Miller had his dream career, a substantial salary and was slated for promotion.
Today, all of that is memory. He is without a steady job or pension and says he is suffering from a stress-related illness. And all of this, he says, is the result of whistle blowing on two of his superiors for allegedly violating of the civil rights of a Muslim.
Miller's troubles began Sept. 10, 2002, almost one year to the day after Sept. 11. That's when a SWAT team invaded the Tucson home of a Middle-Eastern man without, according to Miller, his agency considering its own Use of Force Policy.
The terrified man ended up face down in his driveway.
Miller claims that items seized in the raid were not listed in the warrant. Property--including a computer and engineering textbooks--were confiscated and to date have not been returned. The man was fingerprinted and photographed without being charged with any crime. Furthermore, Miller says, he witnessed the bruises the man received at the hands of government agents, and says that Customs justified its actions by labeling the man a terrorist.
No charges of any kind were ever filed against the man, whose problems apparently started because he loaned his business license to the wrong person. No one involved in the car theft ring that was broken up in Tucson and Phoenix that day was ever charged with terrorist activities or linked to terrorist organizations.
Miller contends that if his agency had followed its own policies, it would have determined that the man did not qualify for a SWAT invasion.
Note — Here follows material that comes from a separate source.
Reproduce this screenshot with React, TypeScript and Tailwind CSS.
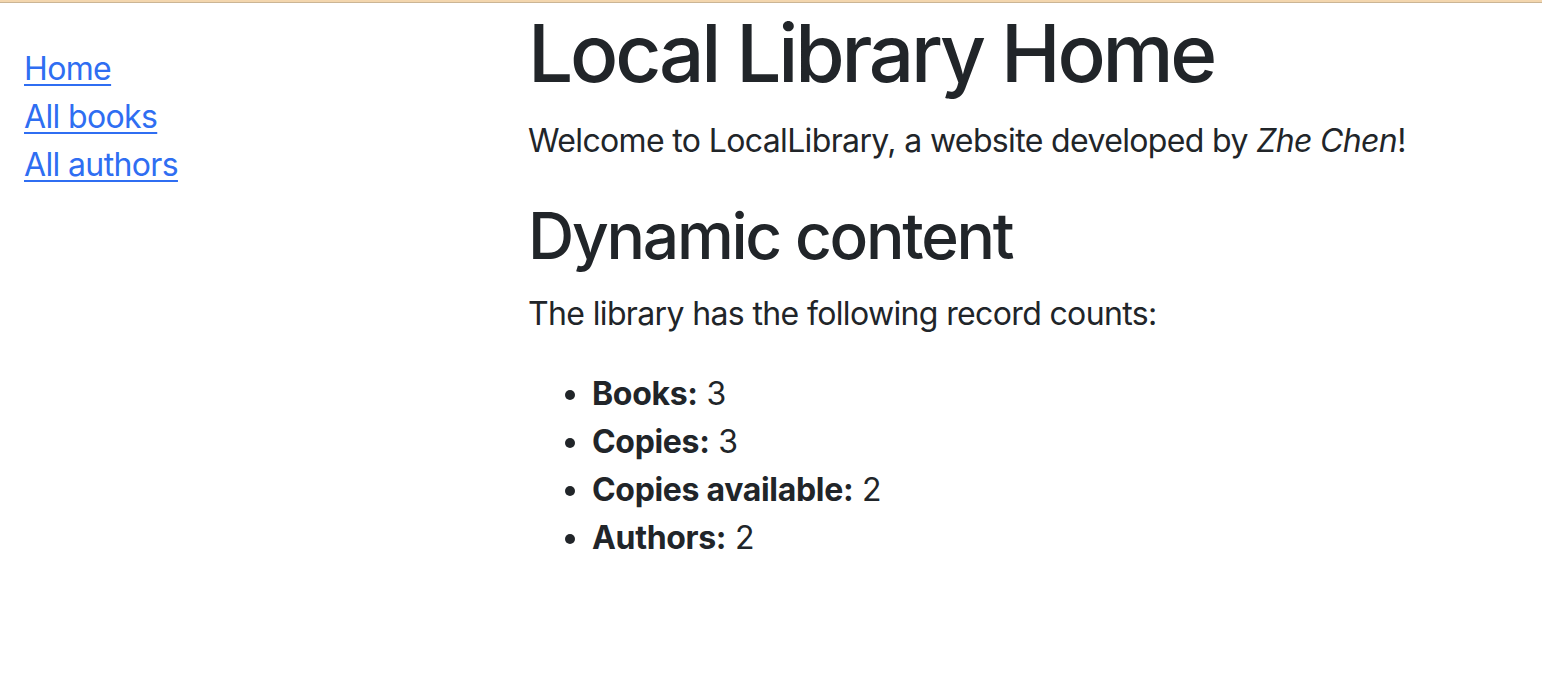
export default function App() {
  const counts = [
    { label: 'Books:', value: 3 },
    { label: 'Copies:', value: 3 },
    { label: 'Copies available:', value: 2 },
    { label: 'Authors:', value: 2 },
  ];

  return (
    <div className="min-h-screen w-full bg-white text-[#212529] font-['Inter','Liberation_Sans',sans-serif] text-[32px] leading-[48px] tracking-[-0.02em]">
      {/* top edge */}
      <div className="h-[2px] bg-[#f3d6ae]" />
      <div className="h-px bg-[#cbb595]" />

      <div className="flex px-6 pt-[2px]">
        {/* sidebar */}
        <div className="w-[504px] shrink-0">
          <ul className="mt-[40px]">
            <li><a href="#" className="text-[#2f6ef2] underline underline-offset-[4px] decoration-2">Home</a></li>
            <li><a href="#" className="text-[#2f6ef2] underline underline-offset-[4px] decoration-2">All books</a></li>
            <li><a href="#" className="text-[#2f6ef2] underline underline-offset-[4px] decoration-2">All authors</a></li>
          </ul>
        </div>

        {/* main content */}
        <div className="flex-1">
          <h1 className="text-[80px] leading-[96px] font-medium tracking-[-0.04em] mb-4">Local Library Home</h1>
          <p className="mb-8">
            Welcome to LocalLibrary, a website developed by <em>Zhe Chen</em>!
          </p>

          <h2 className="text-[64px] leading-[77px] font-medium tracking-[-0.035em] mb-4">Dynamic content</h2>
          <p className="mb-8">The library has the following record counts:</p>

          <ul className="list-disc pl-16 tracking-[-0.01em]">
            {counts.map((c) => (
              <li key={c.label}>
                <strong className="font-bold">{c.label}</strong> {c.value}
              </li>
            ))}
          </ul>
        </div>
      </div>
    </div>
  );
}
Enforcement, he says, must provide a justification to dispatch a SWAT team to use "hard tactics." Justification would include documenting the presence of vicious dogs--there were no dogs--or having reason to believe the person was armed and presented a danger to officers. According to Miller, no such evidence was presented, and none existed.
The civil rights violations charges Miller made against his two superiors carry prison penalties of up to 10 years.
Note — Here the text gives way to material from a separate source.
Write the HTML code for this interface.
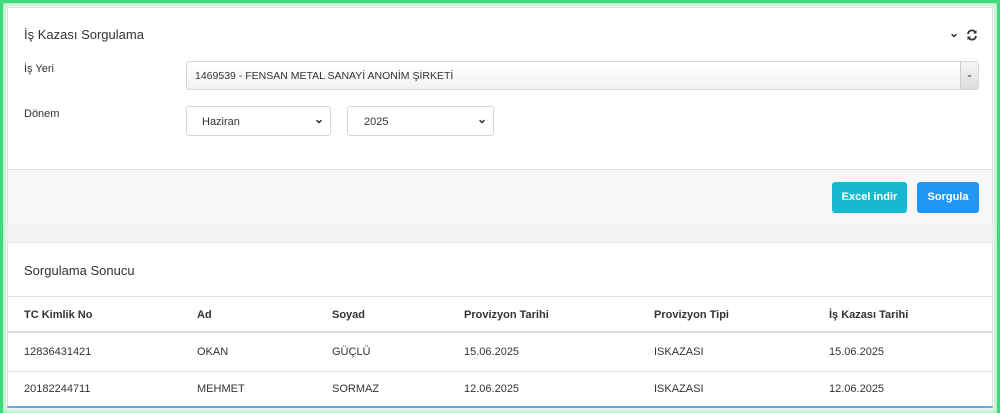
<!DOCTYPE html>
<html><head><meta charset="utf-8"><style>
*{box-sizing:border-box;margin:0;padding:0}
body{width:1000px;height:413px;background:#f3f3f3;font-family:"Liberation Sans",sans-serif;font-size:11px;color:#333;position:relative;overflow:hidden}
.glow{position:absolute;left:0;top:0;width:1000px;height:413px;border:3px solid #3fd97c;border-bottom:none;box-shadow:inset 0 0 5px 1px #8ef0b4}
.card1{position:absolute;left:7px;top:7px;width:986px;height:218px;background:#fff;border:1px solid #e4e4e4}
.foot{position:absolute;left:0;top:161px;width:100%;height:56px;background:#f7f7f7;border-top:1px solid #e2e2e2}
.t{position:absolute}
.sel{position:absolute;border:1px solid #d8d8d8;border-radius:3px;background:#fff;font-size:11px;color:#333}
.btn{position:absolute;top:174px;height:31px;color:#fff;font-size:11px;font-weight:bold;border-radius:3px;text-align:center;line-height:31px}
.card2{position:absolute;left:7px;top:242px;width:986px;height:166px;background:#fff;border:1px solid #e4e4e4;border-bottom:2px solid #5aa9e6}
.row{position:absolute;left:0;width:100%;border-top:1px solid #e2e2e2}
.row span{position:absolute;top:0}
</style></head><body>
<div class="card1">
<div class="t" style="left:16px;top:19px;font-size:13px;color:#333">İş Kazası Sorgulama</div>
<div class="t" style="left:941px;top:18px;font-size:12px;font-weight:bold">⌄</div>
<svg class="t" style="left:958px;top:21px" width="12" height="12" viewBox="0 0 12 12"><path d="M2 5 A4 4 0 0 1 9.5 3.5 M10 7 A4 4 0 0 1 2.5 8.5" stroke="#333" stroke-width="1.8" fill="none"/><path d="M10.5 1 v3.5 h-3.5z M1.5 11 v-3.5 h3.5z" fill="#333"/></svg>
<div class="t" style="left:16px;top:55px">İş Yeri</div>
<div class="sel" style="left:178px;top:53px;width:793px;height:29px;background:linear-gradient(#fff,#f2f2f2);padding:8px 8px;font-size:10.5px">1469539 - FENSAN METAL SANAYİ ANONİM ŞİRKETİ
<div style="position:absolute;right:0;top:0;width:18px;height:27px;border-left:1px solid #ccc;background:linear-gradient(#f5f5f5,#ddd);text-align:center;line-height:24px;font-size:9px">⌄</div></div>
<div class="t" style="left:16px;top:100px">Dönem</div>
<div class="sel" style="left:178px;top:98px;width:145px;height:30px;padding:9px 15px">Haziran<span style="position:absolute;right:6px;top:5px;font-weight:bold;font-size:12px">⌄</span></div>
<div class="sel" style="left:339px;top:98px;width:147px;height:30px;padding:9px 16px">2025<span style="position:absolute;right:6px;top:5px;font-weight:bold;font-size:12px">⌄</span></div>
<div class="foot"></div>
<div class="btn" style="left:824px;width:75px;background:#17b8d0">Excel indir</div>
<div class="btn" style="left:909px;width:62px;background:#2196f3">Sorgula</div>
</div>
<div class="card2">
<div class="t" style="left:16px;top:20px;font-size:13px">Sorgulama Sonucu</div>
<div class="row" style="top:53px;height:37px;border-bottom:2px solid #ddd;font-weight:bold"><span style="left:16px;top:12px">TC Kimlik No</span><span style="left:189px;top:12px">Ad</span><span style="left:324px;top:12px">Soyad</span><span style="left:456px;top:12px">Provizyon Tarihi</span><span style="left:646px;top:12px">Provizyon Tipi</span><span style="left:821px;top:12px">İş Kazası Tarihi</span></div>
<div class="row" style="top:91px;height:37px;border-top:none"><span style="left:16px;top:12px">12836431421</span><span style="left:189px;top:12px">OKAN</span><span style="left:324px;top:12px">GÜÇLÜ</span><span style="left:456px;top:12px">15.06.2025</span><span style="left:646px;top:12px">ISKAZASI</span><span style="left:821px;top:12px">15.06.2025</span></div>
<div class="row" style="top:128px;height:37px"><span style="left:16px;top:11px">20182244711</span><span style="left:189px;top:11px">MEHMET</span><span style="left:324px;top:11px">SORMAZ</span><span style="left:456px;top:11px">12.06.2025</span><span style="left:646px;top:11px">ISKAZASI</span><span style="left:821px;top:11px">12.06.2025</span></div>
</div>
<div class="glow"></div>
</body></html>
No one at U.S. Customs will comment on Miller's allegations, citing an ongoing case. The Muslim man at the center of Miller's charges will only say through his lawyer that he is grateful to Miller for standing up for him.
"It's not like someone got a speeding ticket," Miller says. "The Constitution was violated. I would have stood up for anyone whose rights were being violated."
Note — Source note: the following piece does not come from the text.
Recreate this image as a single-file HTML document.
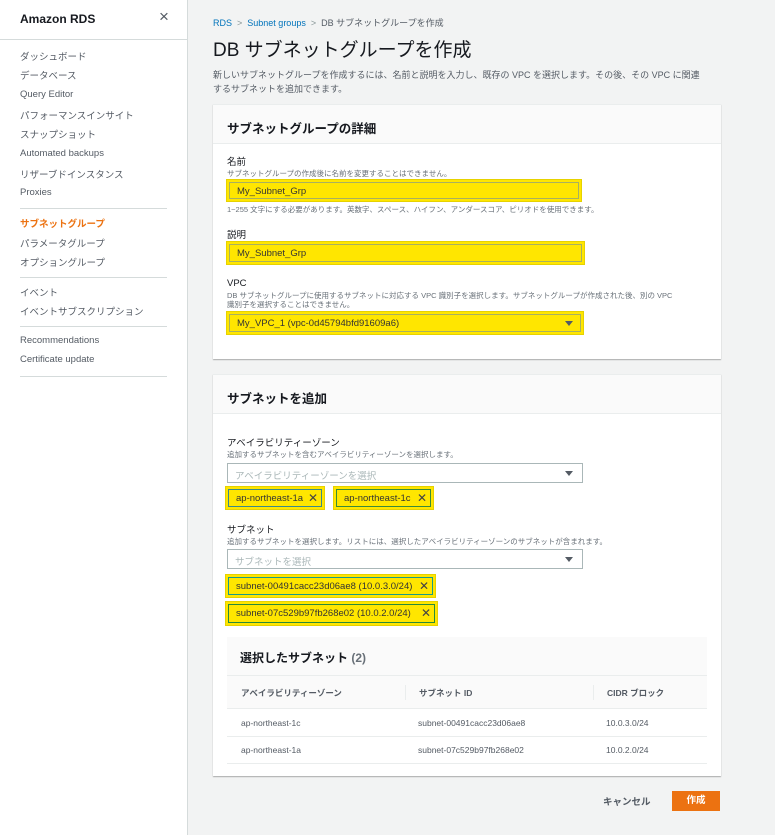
<!DOCTYPE html>
<html><head><meta charset="utf-8"><style>
*{box-sizing:border-box;margin:0;padding:0}
body{width:775px;height:835px;background:#f2f3f3;font-family:"Liberation Sans","Noto Sans CJK JP",sans-serif;position:relative;overflow:hidden;color:#16191f}
.a{position:absolute;white-space:nowrap}
.side{position:absolute;left:0;top:0;width:188px;height:835px;background:#fff;border-right:1px solid #d5dbdb}
.si{position:absolute;left:20px;font-size:9.5px;color:#545b64}
.hr{position:absolute;left:20px;width:147px;border-top:1px solid #d5dbdb}
.panel{position:absolute;left:213px;width:508px;background:#fff;box-shadow:0 1px 1px rgba(0,0,0,.3);border-top:1px solid #eaeded}
.ph{height:39px;background:#fafafa;border-bottom:1px solid #eaeded;font-weight:bold;font-size:12.5px;padding:13px 0 0 14px}
.lbl{font-size:9.5px;color:#16191f}
.desc{font-size:7.5px;color:#687078}
.yel{position:absolute;background:#ffe600;border:1px solid #e6d200}
.inp{position:absolute;border:1px solid #aab7b8;background:#fff;font-size:9.5px;padding:4px 7px;color:#16191f}
.yel .inner{position:absolute;left:2px;top:2px;right:2px;bottom:2px;border:1px solid #a8b060;font-size:9.5px;padding:3px 7px;color:#333}
.tri{position:absolute;right:9px;top:7px;width:0;height:0;border-left:4px solid transparent;border-right:4px solid transparent;border-top:5px solid #545b64}
.x{position:absolute;right:6px;top:1px;font-size:12px;color:#444;font-weight:300}
.th{font-size:8.5px;font-weight:bold;color:#545b64}
.td{font-size:8.5px;color:#545b64}
</style></head><body>
<div class="side">
<div class="a" style="left:20px;top:12px;font-size:12px;font-weight:bold;color:#16191f">Amazon RDS</div>
<div class="a" style="left:159px;top:7px;font-size:17px;color:#545b64">×</div>
<div style="position:absolute;left:0;top:39px;width:187px;border-top:1px solid #d5dbdb"></div>
<div class="si" style="top:49px">ダッシュボード</div>
<div class="si" style="top:68px">データベース</div>
<div class="si" style="top:89px">Query Editor</div>
<div class="si" style="top:108px">パフォーマンスインサイト</div>
<div class="si" style="top:127px">スナップショット</div>
<div class="si" style="top:148px">Automated backups</div>
<div class="si" style="top:167px">リザーブドインスタンス</div>
<div class="si" style="top:187px">Proxies</div>
<div class="hr" style="top:208px"></div>
<div class="si" style="top:216px;color:#ec7211;font-weight:bold">サブネットグループ</div>
<div class="si" style="top:236px">パラメータグループ</div>
<div class="si" style="top:255px">オプショングループ</div>
<div class="hr" style="top:277px"></div>
<div class="si" style="top:285px">イベント</div>
<div class="si" style="top:304px">イベントサブスクリプション</div>
<div class="hr" style="top:326px"></div>
<div class="si" style="top:335px">Recommendations</div>
<div class="si" style="top:354px">Certificate update</div>
<div class="hr" style="top:376px"></div>
</div>

<div class="a" style="left:213px;top:16px;font-size:9px;color:#0073bb">RDS <span style="color:#879596">&nbsp;&gt;&nbsp;</span> Subnet groups <span style="color:#879596">&nbsp;&gt;&nbsp;</span> <span style="color:#545b64">DB サブネットグループを作成</span></div>
<div class="a" style="left:213px;top:35px;font-size:19px;color:#16191f">DB サブネットグループを作成</div>
<div class="a" style="left:213px;top:68px;font-size:9px;color:#545b64;line-height:14px">新しいサブネットグループを作成するには、名前と説明を入力し、既存の VPC を選択します。その後、その VPC に関連<br>するサブネットを追加できます。</div>

<div class="panel" style="top:104px;height:255px">
<div class="ph">サブネットグループの詳細</div>
</div>
<div class="a lbl" style="left:227px;top:154px">名前</div>
<div class="a desc" style="left:227px;top:168px">サブネットグループの作成後に名前を変更することはできません。</div>
<div class="yel" style="left:226px;top:179px;width:356px;height:23px"><div class="inner">My_Subnet_Grp</div></div>
<div class="a desc" style="left:227px;top:204px">1~255 文字にする必要があります。英数字、スペース、ハイフン、アンダースコア、ピリオドを使用できます。</div>
<div class="a lbl" style="left:227px;top:227px">説明</div>
<div class="yel" style="left:226px;top:241px;width:359px;height:24px"><div class="inner">My_Subnet_Grp</div></div>
<div class="a lbl" style="left:227px;top:278px">VPC</div>
<div class="a desc" style="left:227px;top:291px;line-height:9px">DB サブネットグループに使用するサブネットに対応する VPC 識別子を選択します。サブネットグループが作成された後、別の VPC<br>識別子を選択することはできません。</div>
<div class="yel" style="left:226px;top:311px;width:358px;height:24px"><div class="inner">My_VPC_1 (vpc-0d45794bfd91609a6)</div><div class="tri" style="top:9px;right:10px"></div></div>

<div class="panel" style="top:374px;height:402px">
<div class="ph">サブネットを追加</div>
</div>
<div class="a lbl" style="left:227px;top:435px">アベイラビリティーゾーン</div>
<div class="a desc" style="left:227px;top:449px">追加するサブネットを含むアベイラビリティーゾーンを選択します。</div>
<div class="inp" style="left:227px;top:463px;width:356px;height:20px;color:#aab7b8">アベイラビリティーゾーンを選択<div class="tri"></div></div>
<div class="yel" style="left:225px;top:486px;width:100px;height:24px"><div class="inner" style="border-color:#3a8a8a">ap-northeast-1a</div><div class="x" style="top:4px">✕</div></div>
<div class="yel" style="left:333px;top:486px;width:101px;height:24px"><div class="inner" style="border-color:#3a8a3a">ap-northeast-1c</div><div class="x" style="top:4px">✕</div></div>
<div class="a lbl" style="left:227px;top:522px">サブネット</div>
<div class="a desc" style="left:227px;top:536px">追加するサブネットを選択します。リストには、選択したアベイラビリティーゾーンのサブネットが含まれます。</div>
<div class="inp" style="left:227px;top:549px;width:356px;height:20px;color:#aab7b8">サブネットを選択<div class="tri"></div></div>
<div class="yel" style="left:225px;top:574px;width:211px;height:24px"><div class="inner" style="border-color:#1a9a8a">subnet-00491cacc23d06ae8 (10.0.3.0/24)</div><div class="x" style="top:4px">✕</div></div>
<div class="yel" style="left:225px;top:601px;width:213px;height:25px"><div class="inner" style="border-color:#2a8a3a">subnet-07c529b97fb268e02 (10.0.2.0/24)</div><div class="x" style="top:4px">✕</div></div>

<div style="position:absolute;left:227px;top:637px;width:480px;height:39px;background:#fafafa;border-bottom:1px solid #eaeded"></div>
<div class="a" style="left:240px;top:649px;font-size:12px;font-weight:bold">選択したサブネット <span style="color:#687078">(2)</span></div>
<div style="position:absolute;left:227px;top:676px;width:480px;height:33px;background:#fafafa;border-bottom:1px solid #eaeded"></div>
<div class="a th" style="left:241px;top:687px">アベイラビリティーゾーン</div>
<div style="position:absolute;left:405px;top:685px;height:15px;border-left:1px solid #eaeded"></div>
<div class="a th" style="left:419px;top:687px">サブネット ID</div>
<div style="position:absolute;left:593px;top:685px;height:15px;border-left:1px solid #eaeded"></div>
<div class="a th" style="left:607px;top:687px">CIDR ブロック</div>
<div class="a td" style="left:241px;top:718px">ap-northeast-1c</div>
<div class="a td" style="left:418px;top:718px">subnet-00491cacc23d06ae8</div>
<div class="a td" style="left:606px;top:718px">10.0.3.0/24</div>
<div style="position:absolute;left:227px;top:736px;width:480px;border-top:1px solid #eaeded"></div>
<div class="a td" style="left:241px;top:745px">ap-northeast-1a</div>
<div class="a td" style="left:418px;top:745px">subnet-07c529b97fb268e02</div>
<div class="a td" style="left:606px;top:745px">10.0.2.0/24</div>
<div style="position:absolute;left:227px;top:763px;width:480px;border-top:1px solid #eaeded"></div>

<div class="a" style="left:603px;top:794px;font-size:9.5px;font-weight:bold;color:#545b64">キャンセル</div>
<div class="a" style="left:672px;top:791px;width:48px;height:20px;background:#ec7211;color:#fff;font-size:9.5px;font-weight:bold;text-align:center;line-height:20px">作成</div>
</body></html>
Freedom of Information Act requests for the results of the investigation Customs made into Miller's charges against his superiors received a cursory note--six months after the request was submitted--stating that the request would be processed in the order in which it had been received. The Freedom of Information/Privacy Rights Branch of the Department of Justice's Civil Rights Division responded quickly to the same request, explaining in legalese that privacy restrictions would not allow for comment.
Miller has a different explanation as to why inquiries hit the ICE wall: "There was no investigation into my charges. Nothing was ever done," Miller says. "No interviews were conducted, nothing."
Instead, charges involving past activities that had never been questioned before were brought against Miller, he claims. He was charged with unlawful disclosure, lack of candor, conduct inconsistent with undercover operations and the unauthorized use of a home computer.
"They knew I used my home computer because they wouldn't buy me one," Miller says. Miller had his gun taken away and was sat down at a desk until his formal dismissal.
As part of his undercover work, Miller says he had been arranging the sale of cruise-missile engines, considered weapons of mass destruction, in a $1.6 million deal to the Iranians.
"Customs closed an investigation about weapons of mass destruction just to retaliate against me," Miller claims. Since his firing, Miller, who currently works as a freelance investigator for various federal government departments, says he has informed other federal agencies of the facts of the Iranian case, and they have continued the investigation.
Asked if he would do it all over again--knowing the consequences of the whistle-blowing--Miller says simply, "Yes, I'd do it again."
In his most recent contact with Customs' legal representatives, he was offered a 40 percent disability retirement if he would deny that the stress-related illness he has been treated for since his dismissal was caused by the retaliation he received. Miller's response?
"'No thank you.' I told them I'd be back at the agency and continue the fight."
And what about whistleblower protection laws enacted in 1989? "I had a supervisor admit that I was being punished for protecting the Muslim, and not for the charges they drummed up. Another agent wrote in a memo for management in their case against me that I showed poor judgment by interfering with the search warrant involving the Muslim. So far, they have totally ignored the smoking guns, and I have been denied whistleblower protection."
Miller's four attempts at whistleblower status have been denied by the Office of Special Council and the Merit Systems Protection Board. His fourth rejection is on appeal and is currently being reconsidered by a judge.
"If I get whistleblower status, I get all my back pay; I will be returned to my job; I will possibly get my promotion that was denied on six occasions after the incident, and I will be granted protection from further retaliation."
If not, Miller still has the question before the court as to whether or not he was justly fired.
"If I win my firing hearing, Customs has already told me they will adjudicate me mentally ill and medically retire me anyway," he says.
Miller's appeal is currently winding down in an internal government court system and could be his last allowed. He has no recourse in civilian court.
"Whistleblower status is the best thing that could happen for me," Miller says. His court date is scheduled for Feb. 9.